Newton Beach Park, Planning for the Future


“Today you will receive a summary from our first session for our Newton Beach Park Master Plan,” said Alison Giesen, Director of Cultural Resources for the Town, Mound House Director and Interim Parks & Recreation Director, to roughly 15 residents at the follow-up session in Town Hall on Saturday morning, February 2. “This will soon become our strategic action plan, so we are excited to complete the process.” “It is incredible what you accomplished so far,” agreed facilitator Lorna Kibbey of Leadership Solutions. “You came up with over 70 potential goals at our first session, and Giesen went over every one, including potentially changing the Newton Beach Park name.”

The February 2 program continued work from the initial session on January 14, where Kibbey guided 33 participants through the start of a Newton Beach Park Master Plan, including a Mission Statement that became, “Newton Beach Park is an educational and recreational experience for all,” and Vision Statement of, “To provide an oasis for recreation and education.” “What I love about these,” explained Lorna, “is you do not need to dig out notes to remember them because they roll off your tongue!” Town Vice Mayor Joanne Shamp reminded everyone, “The Town’s Comprehensive Plan from 23 years ago uses the word ‘oasis,’ so there is a lot of juice in there!”

Barbara Hill asked if the “Friends of the Mound House” would become a Newton Beach Park advocacy group. “That is up to the ‘Friends,’” replied Giesen. “They need to discuss this as a group.” “The “Friends’ already began to late last year,” related ‘Friends’ President Ellen Vaughn. “Hopefully that will carry over to this year.” “The ‘Friends’ is a small group,” added Becky Werner. “I initially wondered how we could possibly take care of two places, but having gone through this process, it is much easier to see what needs to be done and how we can do it.” Vaughn added that Newton Beach Park might draw different volunteers to the “Friends” to whom it might not have previously appealed.
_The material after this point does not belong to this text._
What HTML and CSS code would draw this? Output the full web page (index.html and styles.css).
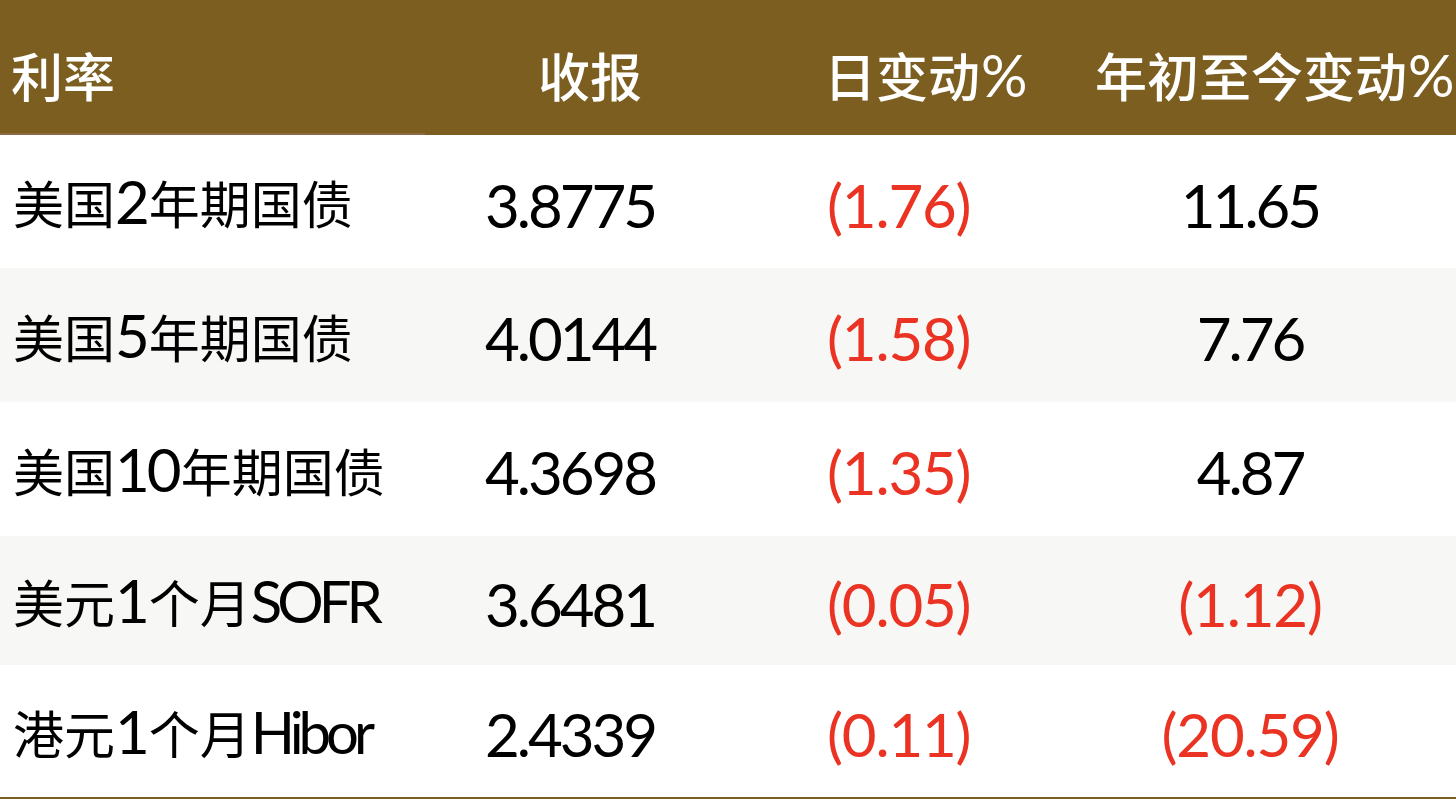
FILE: index.html
```html
<!DOCTYPE html>
<html lang="zh-CN">
<head>
<meta charset="utf-8">
<title>利率</title>
<link rel="stylesheet" href="styles.css">
</head>
<body>
<div class="table">
  <div class="row head">
    <div class="cell c1"><span class="first">利率</span></div>
    <div class="cell c2">收报</div>
    <div class="cell c3">日变动<span class="pct">%</span></div>
    <div class="cell c4">年初至今变动<span class="pct">%</span></div>
  </div>
  <div class="row r1">
    <div class="cell c1">美国<span class="lat">2</span>年期国债</div>
    <div class="cell c2 num">3.8775</div>
    <div class="cell c3 num neg">(1.76)</div>
    <div class="cell c4 num">11.65</div>
  </div>
  <div class="row r2 alt">
    <div class="cell c1">美国<span class="lat">5</span>年期国债</div>
    <div class="cell c2 num">4.0144</div>
    <div class="cell c3 num neg">(1.58)</div>
    <div class="cell c4 num">7.76</div>
  </div>
  <div class="row r3">
    <div class="cell c1">美国<span class="lat">10</span>年期国债</div>
    <div class="cell c2 num">4.3698</div>
    <div class="cell c3 num neg">(1.35)</div>
    <div class="cell c4 num">4.87</div>
  </div>
  <div class="row r4 alt">
    <div class="cell c1">美元<span class="lat">1</span>个月<span class="lat word">SOFR</span></div>
    <div class="cell c2 num">3.6481</div>
    <div class="cell c3 num neg">(0.05)</div>
    <div class="cell c4 num neg">(1.12)</div>
  </div>
  <div class="row r5">
    <div class="cell c1">港元<span class="lat">1</span>个月<span class="lat word">Hibor</span></div>
    <div class="cell c2 num">2.4339</div>
    <div class="cell c3 num neg">(0.11)</div>
    <div class="cell c4 num neg">(20.59)</div>
  </div>
</div>
</body>
</html>
```
FILE: styles.css
```css
html, body {
  margin: 0;
  padding: 0;
  background: #ffffff;
  overflow: hidden;
}
body {
  width: 1456px;
  height: 804px;
  font-family: "Noto Sans CJK SC", "Noto Sans", sans-serif;
  color: #000;
}
.table {
  width: 1456px;
  border-bottom: 2px solid #7b5e20;
}
.row {
  display: grid;
  grid-template-columns: 425px 355px 264px 412px;
  align-items: center;
}
.cell {
  white-space: nowrap;
  font-size: 51px;
  line-height: 60px;
}
.head {
  height: 135px;
  background: #7b5e20;
  color: #ffffff;
  font-weight: 500;
  align-items: stretch;
}
.head .cell {
  font-size: 52px;
  display: flex;
  align-items: center;
  padding-top: 14px;
  box-sizing: border-box;
}
.head .c1 {
  padding-left: 11px;
  box-shadow: inset 0 -2px 0 #8d6844;
}
.head .c2 { padding-left: 113px; }
.head .c3 { padding-left: 44px; }
.head .c4 { padding-left: 51px; overflow: visible; }
.pct {
  font-family: "Lato", sans-serif;
  font-weight: 400;
  font-size: 58px;
  margin-left: 1px;
}
.r1 { height: 133px; }
.r2 { height: 134px; }
.r3 { height: 134px; }
.r4 { height: 129px; }
.r5 { height: 132px; }
.alt { background: #f7f7f5; }
.c1 { padding-left: 13px; }
.lat {
  font-family: "Lato", sans-serif;
  font-size: 60px;
  letter-spacing: -3px;
  margin-right: 2px;
}
.lat.word {
  letter-spacing: -5px;
  font-size: 58px;
}
.num {
  font-family: "Lato", sans-serif;
  font-size: 60px;
  letter-spacing: -3px;
  padding-top: 6px;
}
.c2.num { padding-left: 60px; }
.c3.num { padding-left: 47px; }
.c4.num { text-align: center; }
.neg {
  color: #ea3323;
  letter-spacing: -1.2px;
}
```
Shamp thought it might appeal to Beach Elementary School parents, who are younger than the average Mound House volunteer.

Shamp felt that Newton Beach Park, in combination with the Mound House, Bayfront Park, and the Estero Island Historical Association site near Matanzas Pass Preserve “might all work together to promote historic locations on Fort Myers Beach, integrated together, to explain what great history we offer. It could be ideal for tourists, especially with families, for when they get their fill of the sun; we don’t promote our history enough.” Vaughn suggested a type of history walk fundraiser, “like the ‘Putt & Pub Crawl,’ once or twice a year, for a fee to raise funds.” “Friends” Vice President Gayle Crabtree-Pergoli found that appealing, saying “we can celebrate those connections and the incredible people who lived here that not everyone knows about.” Kibbey said, “that is a great idea,” with Giesen quickly adding, “I already wrote that down!”

The Iron Is Hot

Shamp explained that the Town is in excellent financial condition, “For what we all pay in taxes, we get a lot, including being able to do projects we could not do before, so this is the time to jump, while we have stable finances. No one likes to raise taxes, and I do not necessarily foresee that, but we should strike on these ideas now, while the iron is hot!” “You have many champions in this room,” added Kibbey.

Newton Beach Park features the Seven Seas Cottage formerly owned by late island resident Jim Newton, who gained notoriety through his book, “Uncommon Friends,” about his relationships with Thomas Edison, Henry Ford, Harvey Firestone, Charles Lindbergh and Dr. Alexis Carrel. The Seven Seas Cottage, built in 1953, was a major focus in the life of Newton and his wife, Ellie, where they lived, worked and entertained their influential friends. Because of this significant history, the Town secured a Florida Community Trust Grant to help finance its $2.3-million purchase in 2003, with the Town paying $310,000; Lee County $969,000; and the Florida Community Trust the balance, with the site becoming the first Town-owned public park in 2010. In addition to the Seven Seas Cottage and beach frontage, it has a tiki hut, paid parking, nature and educational programs, recreational opportunities, and historic and environmental signage, among other amenities.

Giesen described the next steps: “Lorna and I will formalize the action plan, then bring it to CELCAB (Cultural & Environmental Learning Center Advisory Board) for review and hopefully approval. It then proceeds to a Management & Planning Session, then to a Town Council meeting for final approval. All this should be complete within a couple of months, then we turn the plan into reality.”